Der Ruf der Bahalyr stellt einen in vielerlei Hinsicht durchaus verheißungsvollen Auftakt in die Sternenträger-Kampagne dar. Vor allem gefällt das erste Eintauchen in die alten Geheimnisse der Hochelfen, wobei sich mit der Bahalyr und deren Erschaffung gleich ein erstes Etappenziel offenbart. Besonders positiv fällt die Einbindung des Metaplots und insbesondere einiger alter Abenteuer auf. Generell würde ich mir für eine Kampagne allerdings – gerade für einen ersten Band – noch mehr Überblick über die Gesamthandlung wünschen, zudem ist die Einbindung der eigentlich sehr interessanten NSCs noch deutlich ausbaufähig.

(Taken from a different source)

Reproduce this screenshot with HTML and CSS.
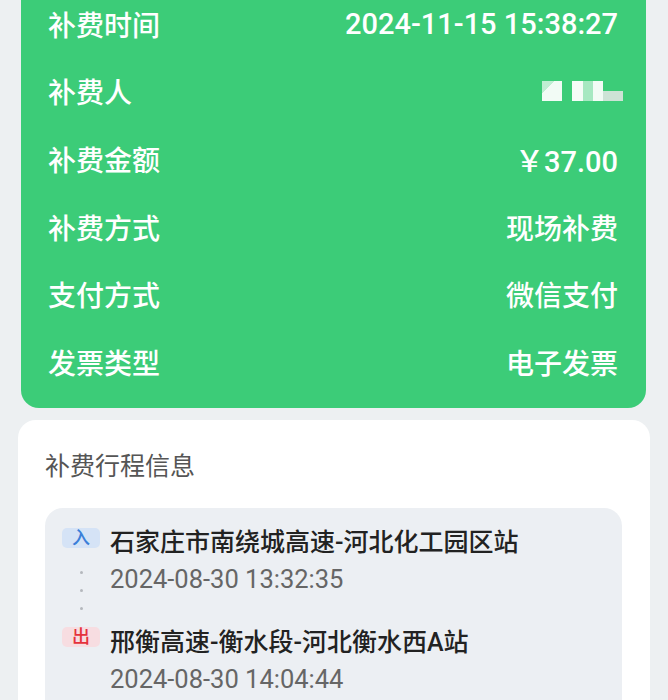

Bewertung: 4 von 6 Punkten

4 Kommentare

  1. Sehr nachvollziehbare Punkte aus meiner Sicht. Wie so oft hätte ich mir weitere Ausführungen gewünscht, aber wer Engors Pensum zu bewältigen hat, der muss Zugeständnisse beim Umfang eines Einzeltextes machen.
    Was den fehlenden Kampagnenüberblick angeht, hätte ich zwei Theorien. Eine Möglichkeit wäre meines Erachtens schlichter Platzmangel in diesem 60 Seiter. Die andere Variante wäre das Fehlen der nötigen Details für die folgenden Teile. Womöglich sind die weiteren Ereignisse noch gar nicht detailliert genug festgelegt für einen Überblick.